In the American South, the state of Kentucky holds the William Tarr House. Located near the small town of Millersburg, the world knows this abandoned beauty not only for its looks but for its complex history.
History of William Tarr
William Tarr was well-established throughout Kentucky for his entrepreneurial skills. Tarr dabbled in all sorts of businesses, including farming, real estate, railroads, and most famously, whiskey making. Tarr started earning his fortune by farming watermelons with his brother, and the two went on to trade mules as well.
In 1863, Tarr became a partner in the Chicken C Distillery in Kentucky, bringing him even more income. The distillery grew, and Tarr sold his share of the company, continuing to increase his fortune. Eventually, he became the proprietor of the Ashland Distilling Company.

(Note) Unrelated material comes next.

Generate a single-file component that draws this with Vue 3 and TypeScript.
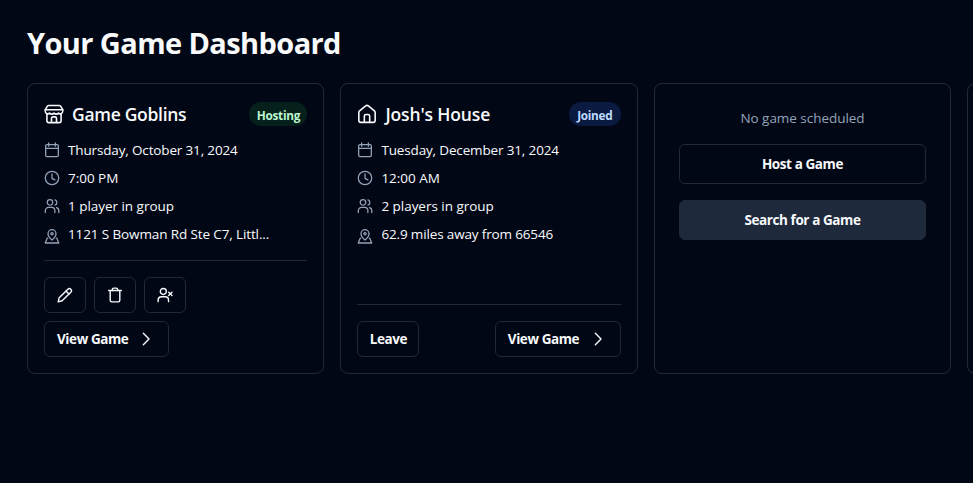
<script setup lang="ts">
type Shape = string[]

const icons: Record<string, Shape> = {
  shop: [
    'M5.800 1.700h12.400c.7 0 1.300.3 1.700.9l2.600 4.200H1.500l2.600-4.200c.4-.6 1-.9 1.700-.9Z',
    'M1.500 6.800v2a3.100 3.100 0 0 0 5.200 2.200 3.700 3.700 0 0 0 5.300 0 3.700 3.700 0 0 0 5.300 0 3.100 3.100 0 0 0 5.200-2.200v-2',
    'M3.500 11.800V20a2.300 2.300 0 0 0 2.300 2.300h12.400a2.300 2.300 0 0 0 2.300-2.300v-8.200',
    'M9 22v-4.800a1.800 1.800 0 0 1 1.800-1.800h2.400a1.800 1.800 0 0 1 1.800 1.800V22',
  ],
  home: [
    'M8.800 21.800v-7.300a2 2 0 0 1 2-2h2.400a2 2 0 0 1 2 2v7.300',
    'M2.200 10.200a2.500 2.500 0 0 1 .9-1.900l7.300-6a2.500 2.500 0 0 1 3.200 0l7.300 6a2.500 2.500 0 0 1 .9 1.900v9.300a2.500 2.500 0 0 1-2.500 2.500H4.700a2.500 2.500 0 0 1-2.500-2.500Z',
  ],
  calendar: [
    'M7 1.500v4.700M17 1.500v4.700M2.500 9.700h19',
    'M4.500 3.900h15a2 2 0 0 1 2 2V20a2 2 0 0 1-2 2h-15a2 2 0 0 1-2-2V5.900a2 2 0 0 1 2-2Z',
  ],
  clock: ['M12 1.900a10.100 10.100 0 1 0 0 20.200 10.100 10.100 0 0 0 0-20.200Z', 'M12 6v6.500l4.300 2.300'],
  users: [
    'M9 2.500a4.100 4.100 0 1 0 0 8.200 4.100 4.100 0 0 0 0-8.200Z',
    'M2 21.800V19a4.800 4.800 0 0 1 4.800-4.800h4.700a4.800 4.800 0 0 1 4.800 4.800v2.800',
    'M16.500 2.700a4.100 4.100 0 0 1 0 7.800M18.800 14.300a4.800 4.800 0 0 1 3.400 4.700v2.800',
  ],
  pin: [
    'M12 18.200c-3.500-3-6-6.200-6-9.600a6 6 0 0 1 12 0c0 3.400-2.500 6.600-6 9.600Z',
    'M12 7a1.700 1.700 0 1 0 0 3.400A1.700 1.700 0 0 0 12 7Z',
    'M5.500 15.200H4.800L1.900 22.500h20.200l-2.900-7.300h-.7',
  ],
  pen: ['m16.300 3.300-13 13L1.700 22.300l6-1.600 13-13a3.110 3.110 0 0 0-4.400-4.400Z', 'm13.500 6.100 4.400 4.400'],
  trash: ['M2.500 5.300h19M4.800 5.300V20a2.300 2.300 0 0 0 2.300 2.300h9.800a2.300 2.300 0 0 0 2.300-2.300V5.300', 'M8 5.300V3.700a2 2 0 0 1 2-2h4a2 2 0 0 1 2 2v1.600'],
  userX: [
    'M9.500 2.200a4.500 4.500 0 1 0 0 9 4.500 4.500 0 0 0 0-9Z',
    'M1.700 22v-2.300a5 5 0 0 1 5-5h5.600a5 5 0 0 1 5 5V22',
    'm17.500 7.700 5 5M22.500 7.700l-5 5',
  ],
  chevron: ['m8 3.500 8.500 8.500L8 20.500'],
}

interface Game {
  name: string
  icon: string
  status: 'Hosting' | 'Joined'
  details: { icon: string; text: string; cls: string }[]
}

const games: Game[] = [
  {
    name: 'Game Goblins',
    icon: 'shop',
    status: 'Hosting',
    details: [
      { icon: 'calendar', text: 'Thursday, October 31, 2024', cls: 'date' },
      { icon: 'clock', text: '7:00 PM', cls: 'time' },
      { icon: 'users', text: '1 player in group', cls: 'group' },
      { icon: 'pin', text: '1121 S Bowman Rd Ste C7, Littl...', cls: 'address' },
    ],
  },
  {
    name: "Josh's House",
    icon: 'home',
    status: 'Joined',
    details: [
      { icon: 'calendar', text: 'Tuesday, December 31, 2024', cls: 'date' },
      { icon: 'clock', text: '12:00 AM', cls: 'time' },
      { icon: 'users', text: '2 players in group', cls: 'group' },
      { icon: 'pin', text: '62.9 miles away from 66546', cls: 'distance' },
    ],
  },
]
const hostActions = ['pen', 'trash', 'userX']
</script>

<template>
  <main class="page">
    <h1>Your Game Dashboard</h1>
    <div class="cards">
      <article v-for="game in games" :key="game.name" class="card">
        <header>
          <svg class="icon large" viewBox="0 0 24 24"><path v-for="d in icons[game.icon]" :key="d" :d="d" /></svg>
          <h2 :class="game.icon">{{ game.name }}</h2>
          <span class="badge" :class="game.status.toLowerCase()">{{ game.status }}</span>
        </header>
        <ul>
          <li v-for="row in game.details" :key="row.text">
            <svg class="icon muted" :class="row.icon" viewBox="0 0 24 24"><path v-for="d in icons[row.icon]" :key="d" :d="d" /></svg>
            <span :class="row.cls">{{ row.text }}</span>
          </li>
        </ul>
        <footer>
          <div v-if="game.status === 'Hosting'" class="actions">
            <button v-for="name in hostActions" :key="name" class="square">
              <svg class="icon" viewBox="0 0 24 24"><path v-for="d in icons[name]" :key="d" :d="d" /></svg>
            </button>
          </div>
          <button v-else class="leave">Leave</button>
          <button class="view">
            <span>View Game</span>
            <svg class="icon chevron" viewBox="0 0 24 24"><path :d="icons.chevron[0]" /></svg>
          </button>
        </footer>
      </article>
      <article class="card empty">
        <p>No game scheduled</p>
        <button class="wide">Host a Game</button>
        <button class="wide filled">Search for a Game</button>
      </article>
      <article class="card"></article>
    </div>
  </main>
</template>

<style>
body { margin: 0; background: #020716; overflow: hidden; }
</style>

<style scoped>
.page {
  box-sizing: border-box;
  width: 973px;
  height: 483px;
  padding: 25px 0 0 27px;
  overflow: hidden;
  background: #020716;
  color: #f8fafc;
  font-family: "Open Sans", "Noto Sans", sans-serif;
  font-size: 13.5px;
  line-height: 20px;
}
h1, h2, p, ul { margin: 0; padding: 0; }
h1 { font-size: 29px; line-height: 36px; font-weight: 700; letter-spacing: -0.6px; white-space: nowrap; }
.cards {
  display: grid;
  grid-template-columns: repeat(4, 297.4px);
  gap: 16px;
  height: 291px;
  margin-top: 22px;
}
.card {
  box-sizing: border-box;
  display: flex;
  flex-direction: column;
  min-width: 0;
  padding: 16px;
  border: 1px solid #1e293b;
  border-radius: 8px;
}
header { display: flex; align-items: center; height: 28px; margin-bottom: 12px; }
h2 { margin-left: 8px; font-size: 17.5px; line-height: 28px; font-weight: 600; letter-spacing: -0.14px; white-space: nowrap; }
h2.shop { letter-spacing: -0.3px; }
.badge {
  display: grid;
  place-items: center;
  box-sizing: border-box;
  width: 58px;
  height: 24px;
  padding-top: 1px;
  margin-left: auto;
  border-radius: 12px;
  font-size: 11.8px;
  font-weight: 700;
  letter-spacing: -0.3px;
}
.hosting { background: #06201c; color: #bbf7d0; }
.joined { width: 52px; background: #0a1a40; color: #bfdbfe; }
ul { display: flex; flex-direction: column; gap: 8px; list-style: none; }
li { display: flex; align-items: center; gap: 8px; height: 20px; white-space: nowrap; }
.date, .distance { letter-spacing: -0.15px; }
.address { letter-spacing: -0.12px; }
.time, .group { letter-spacing: -0.03px; }
.icon {
  flex: none;
  width: 16px;
  height: 16px;
  fill: none;
  stroke: currentColor;
  stroke-width: 2.1;
  stroke-linecap: round;
  stroke-linejoin: round;
}
.large { width: 20px; height: 20px; stroke-width: 1.9; }
.muted { color: #94a3b8; stroke-width: 1.9; }
.icon.pin { margin-top: 3px; }
footer {
  display: flex;
  flex-wrap: wrap;
  justify-content: space-between;
  gap: 8px;
  margin-top: auto;
  padding-top: 16px;
  border-top: 1px solid #1e293b;
}
.actions { display: flex; gap: 8px; width: 150px; }
button {
  box-sizing: border-box;
  display: flex;
  align-items: center;
  justify-content: center;
  height: 36px;
  padding: 0 12px;
  border: 1px solid #1e293b;
  border-radius: 6px;
  background: transparent;
  color: #f8fafc;
  font: 700 13.5px/20px "Open Sans", "Noto Sans", sans-serif;
  letter-spacing: -0.41px;
  white-space: nowrap;
}
.square { width: 42px; }
.view { justify-content: flex-start; width: 126px; }
.actions + .view { width: 125px; }
.view .icon { margin-left: auto; margin-right: 2px; }
.leave { width: 62px; }
.empty { padding: 24px; gap: 16px; }
.empty p { text-align: center; color: #94a3b8; letter-spacing: -0.04px; }
.wide { width: 100%; height: 40px; }
.filled { background: #1e293b; }
</style>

In 1873, Tarr’s wife, Sarah (known by her middle name Findlay), passed away. This left Tarr with two young children to take care of on his own. Tarr remarried (to a younger sister of his late wife) and purchased a home for his fledgling family. The pair would go on to have three children together. A.J. Hitt, a mill operator, designed and built the Tarr House, but Tarr wasn’t content with the design and set out to make a unique estate for his family.
William Tarr House
The William Tarr House has many unique features not seen in houses built after the Civil War. The property is considered a Federal-style building which is typically smaller and understated. The William Tarr House was enlarged to contain specific Italianate features like the main entryway. It was created using Flemish-bond brickwork.
The Tarr house also had inset balconies complete with balustrades (detailed railings), curved brick walls, and large staircases. Wood paneling throughout the mansion was intricately carved by hand, and the cornices were embellished. The estate was occupied for over a hundred years, from 1877 to 1985.
Current State of The House
Over 35 years have come and gone since anyone lived in the Tarr house, allowing the once immaculate mansion to fall into significant disrepair. Opportunistic vandals, tourists, and photographers have ransacked the property leaving it in disarray. History can attribute the downfall of the Tarr family to the prohibition. Once the prohibition set in, many people stole Tarr’s whiskey from government facilities and his distilleries.
You can observe the following conditions in the family’s historic mansion:
- Paint and wallpaper peeled from the walls
- Bits of plaster litter the floors
- Overgrown trees, bushes, and weeds overwhelm the land
- Dilapidated shutters hang from their hinges
You can expect some of these things from an abandoned house. Yet, despite these flaws, you can see the Italian influence in the archways of the home. Its many rooms indicate the many children that ran through and played outside. The William Tarr House remains a hauntingly beautiful property, unlike anything found in the American South.